--- START Data shown ---

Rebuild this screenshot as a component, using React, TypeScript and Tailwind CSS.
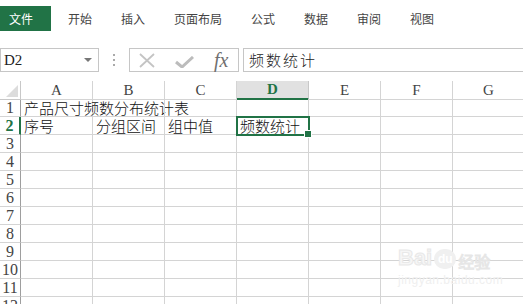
import React from "react";

const tabs = ["开始", "插入", "页面布局", "公式", "数据", "审阅", "视图"];
const cols = ["A", "B", "C", "D", "E", "F", "G"];
const rows = [1, 2, 3, 4, 5, 6, 7, 8, 9, 10, 11, 12];

const cjk = "font-['Noto_Sans_CJK_SC',sans-serif]";
const serif = "font-['Liberation_Serif','DejaVu_Serif',serif]";

const cells: Record<string, string> = {
  "1-A": "产品尺寸频数分布统计表",
  "2-A": "序号",
  "2-B": "分组区间",
  "2-C": "组中值",
  "2-D": "频数统计",
};

function Ribbon() {
  return (
    <div className={`h-[36px] pt-[6px] flex items-start ${cjk}`}>
      <div className="h-[25px] w-[51px] bg-[#217346] text-white text-[12px] flex items-center pl-[9px]">文件</div>
      <div className="h-[25px] flex items-center gap-[29px] ml-[17px] text-[12px] text-[#444]">
        {tabs.map(t => (
          <span key={t}>{t}</span>
        ))}
      </div>
    </div>
  );
}

function FormulaBar() {
  return (
    <div className="mt-[12px] h-[24px] flex items-stretch">
      <div className="w-[99px] border border-[#c6c6c6] flex items-center justify-between pl-[3px] pr-[6px]">
        <span className={`${serif} text-[15px] text-[#222]`}>D2</span>
        <svg width="8" height="5" viewBox="0 0 8 5">
          <path d="M0 0 L8 0 L4 4 Z" fill="#777" />
        </svg>
      </div>
      <div className="w-[30px] flex flex-col items-center justify-center gap-[3px]">
        <span className="w-[2px] h-[2px] bg-[#aaa]" />
        <span className="w-[2px] h-[2px] bg-[#aaa]" />
        <span className="w-[2px] h-[2px] bg-[#aaa]" />
      </div>
      <div className="w-[110px] border border-[#c6c6c6] flex items-center pl-[9px] gap-[20px]">
        <svg width="16" height="15" viewBox="0 0 16 15">
          <path d="M1 1 L15 14 M15 1 L1 14" stroke="#c4c4c4" strokeWidth="1.8" fill="none" />
        </svg>
        <svg width="19" height="12" viewBox="0 0 19 12" className="mt-[3px]">
          <path d="M1 6 L7 11 L18 1" stroke="#bcbcbc" strokeWidth="3" fill="none" />
        </svg>
        <span className="font-['Liberation_Serif',serif] italic text-[20px] text-[#707070] leading-none">fx</span>
      </div>
      <div className={`ml-[4px] flex-1 border border-r-0 border-[#c6c6c6] flex items-center pl-[5px] ${cjk} font-light text-[15px] tracking-[2px] text-[#222]`}>
        频数统计
      </div>
    </div>
  );
}

function Grid() {
  return (
    <div className="mt-[9px] relative grid grid-cols-[21px_repeat(7,72px)] auto-rows-[18px] text-[#444]">
      <div className="h-[19px] border-r border-b border-[#c8c8c8] relative">
        <svg width="14" height="14" viewBox="0 0 14 14" className="absolute left-[5px] top-[3px]">
          <path d="M13 1 L13 13 L1 13 Z" fill="#dcdcdc" />
        </svg>
      </div>
      {cols.map(c => (
        <div
          key={c}
          className={`h-[19px] flex items-center justify-center ${serif} text-[15px] ${
            c === "D"
              ? "bg-[#e1e1e1] text-[#217346] font-bold border-b-2 border-b-[#217346] border-r border-r-[#c8c8c8]"
              : "border-r border-b border-[#d4d4d4]"
          }`}
        >
          {c}
        </div>
      ))}
      {rows.map(r => (
        <React.Fragment key={r}>
          <div
            className={`flex items-center justify-center ${serif} text-[16px] leading-[18px] border-b border-[#d4d4d4] ${
              r === 2 ? "text-[#217346] font-bold border-r-2 border-r-[#217346]" : "border-r border-r-[#9e9e9e]"
            }`}
          >
            {r}
          </div>
          {cols.map(c => (
            <div
              key={c}
              className={`relative border-r border-b border-[#d4d4d4] ${
                r === 2 && c === "D" ? "outline-2 outline-[#217346] -outline-offset-1 z-10" : ""
              }`}
            >
              {cells[`${r}-${c}`] && (
                <span className={`absolute left-[3px] top-0 whitespace-nowrap ${cjk} font-light text-[15px] text-[#111] leading-[17px]`}>
                  {cells[`${r}-${c}`]}
                </span>
              )}
              {r === 2 && c === "D" && (
                <span className="absolute right-[-4px] bottom-[-4px] w-[6px] h-[6px] bg-[#217346] border border-white box-content" />
              )}
            </div>
          ))}
        </React.Fragment>
      ))}
      <div className="absolute left-[398px] top-[166px] flex flex-col items-start pointer-events-none">
        <div className="flex items-end gap-[2px]">
          <span className="font-['Liberation_Sans',sans-serif] font-bold text-[22px] leading-none text-[#f6f6f6] [-webkit-text-stroke:1px_#e8e8e8]">Bai</span>
          <span className="rounded-full w-[22px] h-[20px] bg-[#f0f0f0] text-white text-[12px] font-bold leading-[20px] text-center font-['Liberation_Sans',sans-serif]">du</span>
          <span className={`${cjk} text-[16px] leading-none text-[#f4f4f4] [-webkit-text-stroke:1px_#e6e6e6]`}>经验</span>
        </div>
        <span className="font-['Liberation_Sans',sans-serif] text-[12px] text-[#efefef] mt-[2px] tracking-[0.5px]">jingyan.baidu.com</span>
      </div>
    </div>
  );
}

export default function App() {
  return (
    <div className="w-[523px] h-[304px] overflow-hidden bg-white">
      <Ribbon />
      <FormulaBar />
      <Grid />
    </div>
  );
}
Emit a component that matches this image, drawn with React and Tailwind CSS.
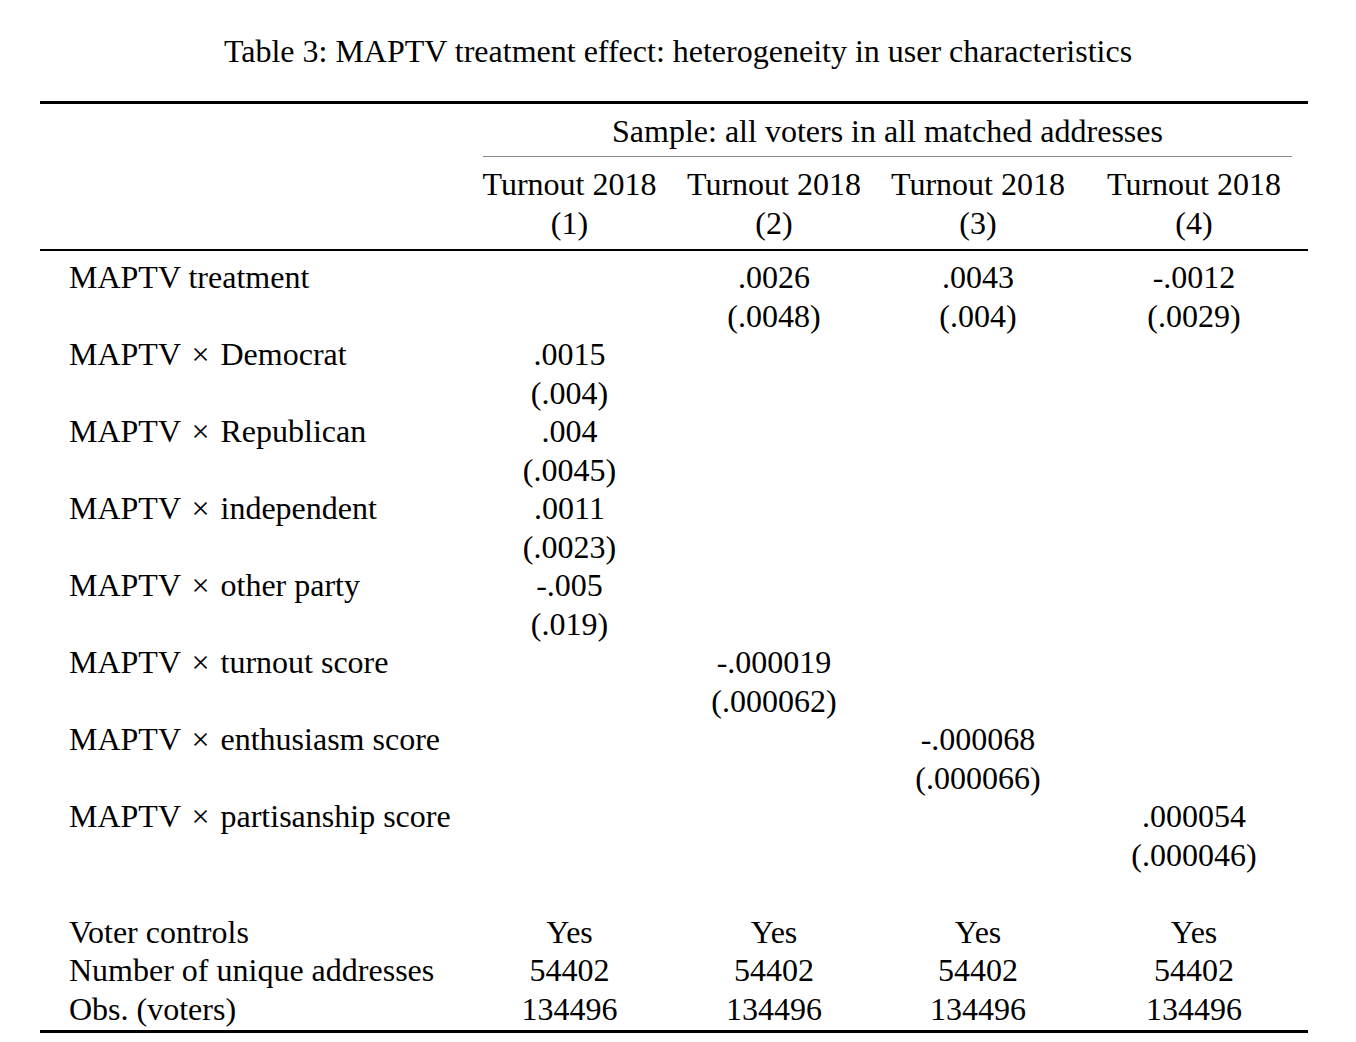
import React from 'react';

const cols = 'grid grid-cols-[427px_205px_204px_204px_228px]';

const rows = [
    { label: 'treatment', cells: [null, ['.0026', '(.0048)'], ['.0043', '(.004)'], ['-.0012', '(.0029)']] },
    { label: 'Democrat', times: true, cells: [['.0015', '(.004)'], null, null, null] },
    { label: 'Republican', times: true, cells: [['.004', '(.0045)'], null, null, null] },
    { label: 'independent', times: true, cells: [['.0011', '(.0023)'], null, null, null] },
    { label: 'other party', times: true, cells: [['-.005', '(.019)'], null, null, null] },
    { label: 'turnout score', times: true, cells: [null, ['-.000019', '(.000062)'], null, null] },
    { label: 'enthusiasm score', times: true, cells: [null, null, ['-.000068', '(.000066)'], null] },
    { label: 'partisanship score', times: true, cells: [null, null, null, ['.000054', '(.000046)']] },
];

const stats = [
    ['Voter controls', 'Yes'],
    ['Number of unique addresses', '54402'],
    ['Obs. (voters)', '134496'],
];

const App = () => {
    return (
        <div className="w-[1356px] h-[1042px] bg-white text-black font-['Liberation_Serif',serif] text-[32px] leading-[38.5px]">
            {/* Caption */}
            <div className="pt-[32px] text-center">
                Table 3: MAPTV treatment effect: heterogeneity in user characteristics
            </div>

            <div className="ml-[40px] w-[1268px] mt-[30px]">
                <div className="h-[3px] bg-black" />

                {/* Header */}
                <div className={`${cols} pt-[8px]`}>
                    <div />
                    <div className="col-span-4 px-[16px]">
                        <div className="text-center pb-[6px] border-b border-[#8a8a8a]">
                            Sample: all voters in all matched addresses
                        </div>
                    </div>
                </div>
                <div className={`${cols} pt-[8px] pb-[7px]`}>
                    <div />
                    {[1, 2, 3, 4].map((n) => (
                        <div key={n} className="text-center">
                            <div>Turnout 2018</div>
                            <div>({n})</div>
                        </div>
                    ))}
                </div>
                <div className="h-[2px] bg-black" />

                {/* Body */}
                <div className="pt-[7px]">
                    {rows.map((r) => (
                        <div key={r.label} className={cols}>
                            <div className="pl-[29px] whitespace-nowrap">
                                MAPTV {r.times && <><span className="mx-[3px]">×</span> </>}{r.label}
                            </div>
                            {r.cells.map((c, i) => (
                                <div key={i} className="text-center">
                                    {c ? (
                                        <>
                                            <div>{c[0]}</div>
                                            <div>{c[1]}</div>
                                        </>
                                    ) : (
                                        <div>&nbsp;</div>
                                    )}
                                </div>
                            ))}
                        </div>
                    ))}
                    <div className="h-[38.5px]" />
                    {stats.map(([label, v]) => (
                        <div key={label} className={cols}>
                            <div className="pl-[29px] whitespace-nowrap">{label}</div>
                            {[0, 1, 2, 3].map((i) => (
                                <div key={i} className="text-center">{v}</div>
                            ))}
                        </div>
                    ))}
                </div>
                <div className="mt-[2px] h-[3px] bg-black" />
            </div>
        </div>
    );
};

export default App;
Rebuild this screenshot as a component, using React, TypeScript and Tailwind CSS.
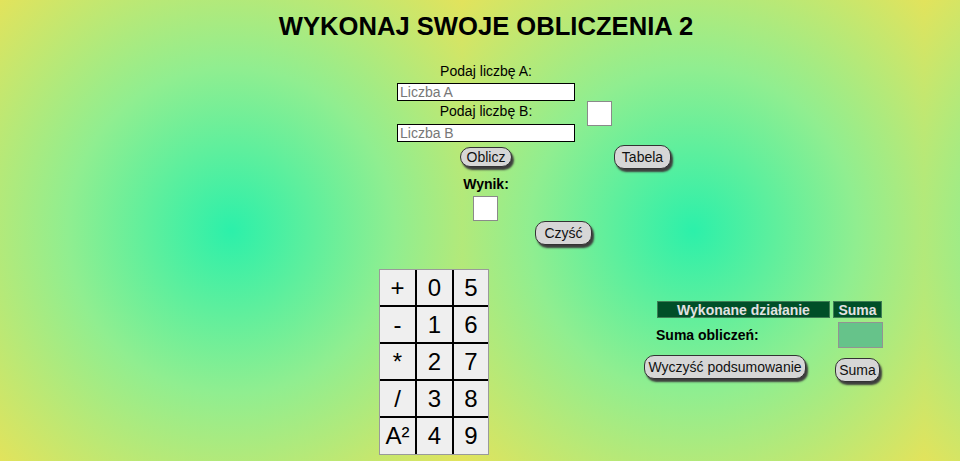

--- END Data shown ---

- Given problem:
Search the data above for lines holding "React" and copy each of them.

- Solution to the exercise:
Rebuild this screenshot as a component, using React, TypeScript and Tailwind CSS.
import React from "react";
        <React.Fragment key={r}>
        </React.Fragment>
Emit a component that matches this image, drawn with React and Tailwind CSS.
import React from 'react';
Rebuild this screenshot as a component, using React, TypeScript and Tailwind CSS.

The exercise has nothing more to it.